- _Stated exercise_: Transcribe the material word for word, but without the images.

::: Provided material

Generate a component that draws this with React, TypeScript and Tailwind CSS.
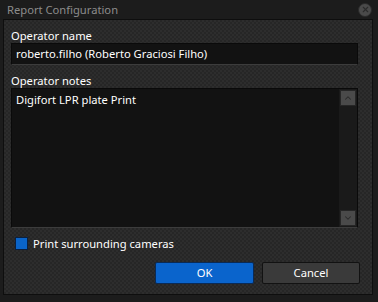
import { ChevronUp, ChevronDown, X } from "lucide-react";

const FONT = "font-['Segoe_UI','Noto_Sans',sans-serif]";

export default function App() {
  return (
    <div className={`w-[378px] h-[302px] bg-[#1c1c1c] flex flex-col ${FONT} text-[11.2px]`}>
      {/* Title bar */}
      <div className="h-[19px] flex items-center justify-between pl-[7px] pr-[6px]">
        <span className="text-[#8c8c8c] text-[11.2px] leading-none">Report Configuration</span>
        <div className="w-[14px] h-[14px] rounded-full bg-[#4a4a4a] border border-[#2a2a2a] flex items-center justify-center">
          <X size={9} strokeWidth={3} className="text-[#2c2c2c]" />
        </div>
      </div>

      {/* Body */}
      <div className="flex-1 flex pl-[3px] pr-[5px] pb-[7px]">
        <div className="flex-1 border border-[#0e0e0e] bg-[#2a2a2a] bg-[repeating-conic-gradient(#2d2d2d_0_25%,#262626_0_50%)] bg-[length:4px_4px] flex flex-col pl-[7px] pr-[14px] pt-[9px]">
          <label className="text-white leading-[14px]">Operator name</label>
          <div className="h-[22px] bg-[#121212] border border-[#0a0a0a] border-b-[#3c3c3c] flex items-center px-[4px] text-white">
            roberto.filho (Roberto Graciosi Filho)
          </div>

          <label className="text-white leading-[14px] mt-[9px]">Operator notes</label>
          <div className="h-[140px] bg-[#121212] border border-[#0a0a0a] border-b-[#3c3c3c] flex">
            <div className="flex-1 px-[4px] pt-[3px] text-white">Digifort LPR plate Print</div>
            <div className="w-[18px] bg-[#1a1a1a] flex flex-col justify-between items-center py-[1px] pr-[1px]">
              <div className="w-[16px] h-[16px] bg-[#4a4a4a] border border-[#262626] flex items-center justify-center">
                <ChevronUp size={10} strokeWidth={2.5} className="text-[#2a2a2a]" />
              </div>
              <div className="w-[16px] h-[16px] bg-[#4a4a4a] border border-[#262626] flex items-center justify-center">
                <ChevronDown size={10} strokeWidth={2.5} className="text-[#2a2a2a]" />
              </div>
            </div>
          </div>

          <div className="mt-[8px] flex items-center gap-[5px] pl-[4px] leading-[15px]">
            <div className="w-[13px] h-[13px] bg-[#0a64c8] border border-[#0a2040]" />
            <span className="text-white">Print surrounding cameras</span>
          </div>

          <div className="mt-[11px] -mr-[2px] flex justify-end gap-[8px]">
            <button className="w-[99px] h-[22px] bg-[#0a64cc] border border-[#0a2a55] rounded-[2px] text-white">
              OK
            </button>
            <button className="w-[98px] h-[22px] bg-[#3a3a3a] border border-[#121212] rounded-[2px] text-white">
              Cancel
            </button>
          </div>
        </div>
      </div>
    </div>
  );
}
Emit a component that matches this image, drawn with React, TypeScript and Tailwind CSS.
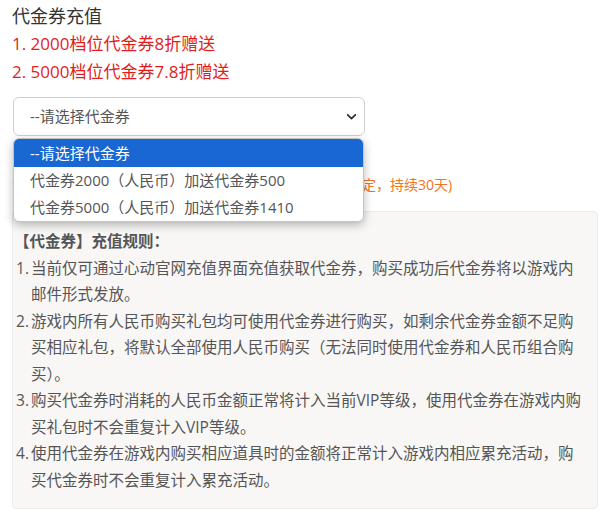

::::::

- _Solution below_:
Generate a component that draws this with React, TypeScript and Tailwind CSS.
import { ChevronUp, ChevronDown, X } from "lucide-react";

const FONT = "font-['Segoe_UI','Noto_Sans',sans-serif]";

export default function App() {
  return (
    <div className={`w-[378px] h-[302px] bg-[#1c1c1c] flex flex-col ${FONT} text-[11.2px]`}>
      {/* Title bar */}
      <div className="h-[19px] flex items-center justify-between pl-[7px] pr-[6px]">
        <span className="text-[#8c8c8c] text-[11.2px] leading-none">Report Configuration</span>
        <div className="w-[14px] h-[14px] rounded-full bg-[#4a4a4a] border border-[#2a2a2a] flex items-center justify-center">
          <X size={9} strokeWidth={3} className="text-[#2c2c2c]" />
        </div>
      </div>

      {/* Body */}
      <div className="flex-1 flex pl-[3px] pr-[5px] pb-[7px]">
        <div className="flex-1 border border-[#0e0e0e] bg-[#2a2a2a] bg-[repeating-conic-gradient(#2d2d2d_0_25%,#262626_0_50%)] bg-[length:4px_4px] flex flex-col pl-[7px] pr-[14px] pt-[9px]">
          <label className="text-white leading-[14px]">Operator name</label>
          <div className="h-[22px] bg-[#121212] border border-[#0a0a0a] border-b-[#3c3c3c] flex items-center px-[4px] text-white">
            roberto.filho (Roberto Graciosi Filho)
          </div>

          <label className="text-white leading-[14px] mt-[9px]">Operator notes</label>
          <div className="h-[140px] bg-[#121212] border border-[#0a0a0a] border-b-[#3c3c3c] flex">
            <div className="flex-1 px-[4px] pt-[3px] text-white">Digifort LPR plate Print</div>
            <div className="w-[18px] bg-[#1a1a1a] flex flex-col justify-between items-center py-[1px] pr-[1px]">
              <div className="w-[16px] h-[16px] bg-[#4a4a4a] border border-[#262626] flex items-center justify-center">
                <ChevronUp size={10} strokeWidth={2.5} className="text-[#2a2a2a]" />
              </div>
              <div className="w-[16px] h-[16px] bg-[#4a4a4a] border border-[#262626] flex items-center justify-center">
                <ChevronDown size={10} strokeWidth={2.5} className="text-[#2a2a2a]" />
              </div>
            </div>
          </div>

          <div className="mt-[8px] flex items-center gap-[5px] pl-[4px] leading-[15px]">
            <div className="w-[13px] h-[13px] bg-[#0a64c8] border border-[#0a2040]" />
            <span className="text-white">Print surrounding cameras</span>
          </div>

          <div className="mt-[11px] -mr-[2px] flex justify-end gap-[8px]">
            <button className="w-[99px] h-[22px] bg-[#0a64cc] border border-[#0a2a55] rounded-[2px] text-white">
              OK
            </button>
            <button className="w-[98px] h-[22px] bg-[#3a3a3a] border border-[#121212] rounded-[2px] text-white">
              Cancel
            </button>
          </div>
        </div>
      </div>
    </div>
  );
}
Emit a component that matches this image, drawn with React, TypeScript and Tailwind CSS.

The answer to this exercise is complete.